Two near-term signposts confirm this dynamic. First, we need to determine whether the UNIFIL end date remains fixed or is renegotiated. Secondly, the decline in incident reporting and enforcement transparency as the drawdown approaches is a crucial consideration.
The conflict’s volatility depends less on rhetoric than on whether stabilizing friction remains intact.
What Happens Next
In the short term, risk lives in retaliation cycles. A single high-profile strike can force public commitments that narrow leaders’ options.
In the medium term, the question is enforcement credibility. If southern Lebanon enforcement mechanisms gain strength, escalation thresholds rise. If enforcement erodes, deterrence hardens.
Long term, the expiration of UNIFIL’s mandate represents a structural fork. Without a credible replacement, the border becomes more brittle because it relies entirely on raw deterrence rather than monitored restraint.
Deterrence without friction inherently leads to instability.
Real-World Impact
Northern Israeli communities experience conflict as disruption cycles: evacuation alerts, school closures, and business pauses.
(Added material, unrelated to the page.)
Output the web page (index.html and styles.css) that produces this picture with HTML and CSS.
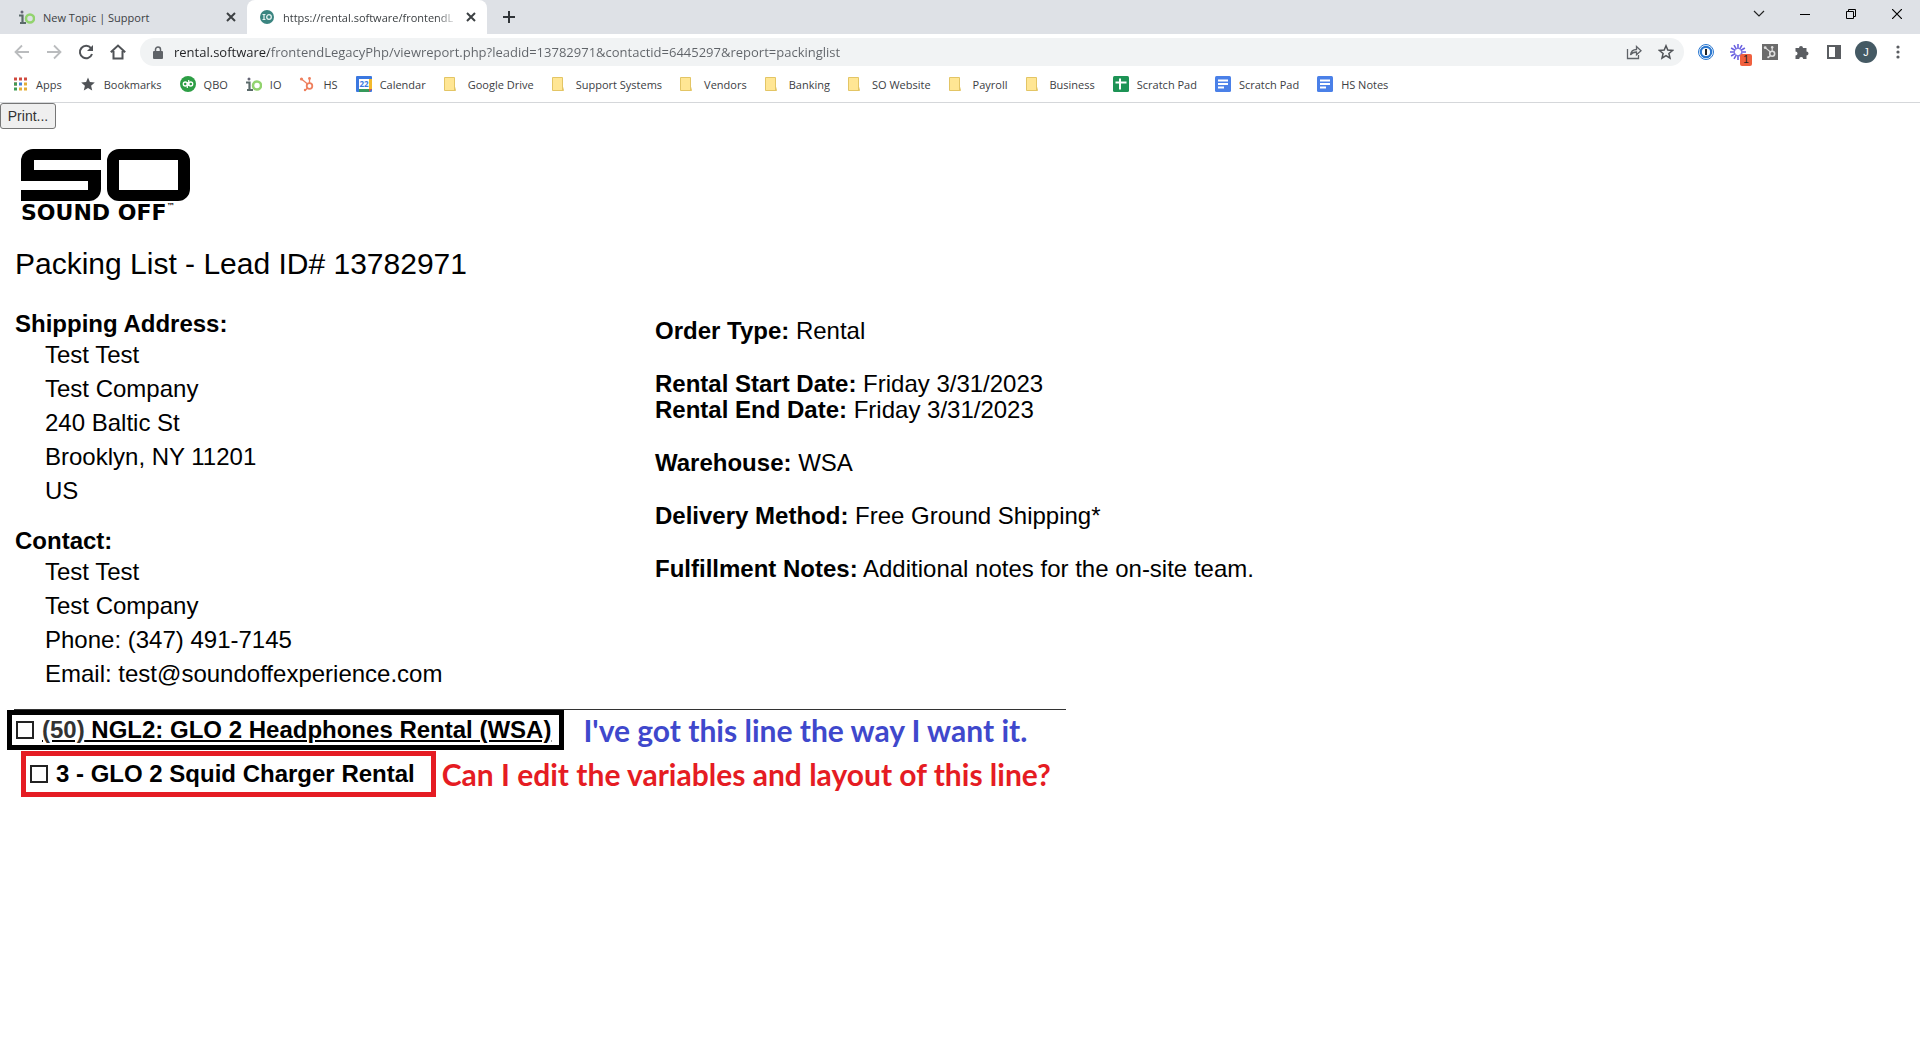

Southern Lebanese communities experience persistent unpredictability: aerial surveillance, damaged infrastructure, and restricted agriculture.
Shipping insurers price risk when headlines spike, even if major trade routes remain open.
Lebanon’s political fragmentation intersects with security enforcement, shaping economic recovery prospects.
A Managed Conflict Approaching a Structural Cliff
Israel–Hezbollah escalation dynamics have always operated on thresholds, not absolutes. Quiet does not mean resolution. It means temporary equilibrium.
The fork ahead is institutional: we must either strengthen enforcement and monitoring or allow the buffer to thin and rely solely on deterrence.
Watch the durability of the 2024 ceasefire mechanisms, enforcement south of the Litani, and decisions surrounding UNIFIL’s future.
Historically, this phase will be remembered as the period when the conflict either gained new stabilizers or lost its last structural brakes.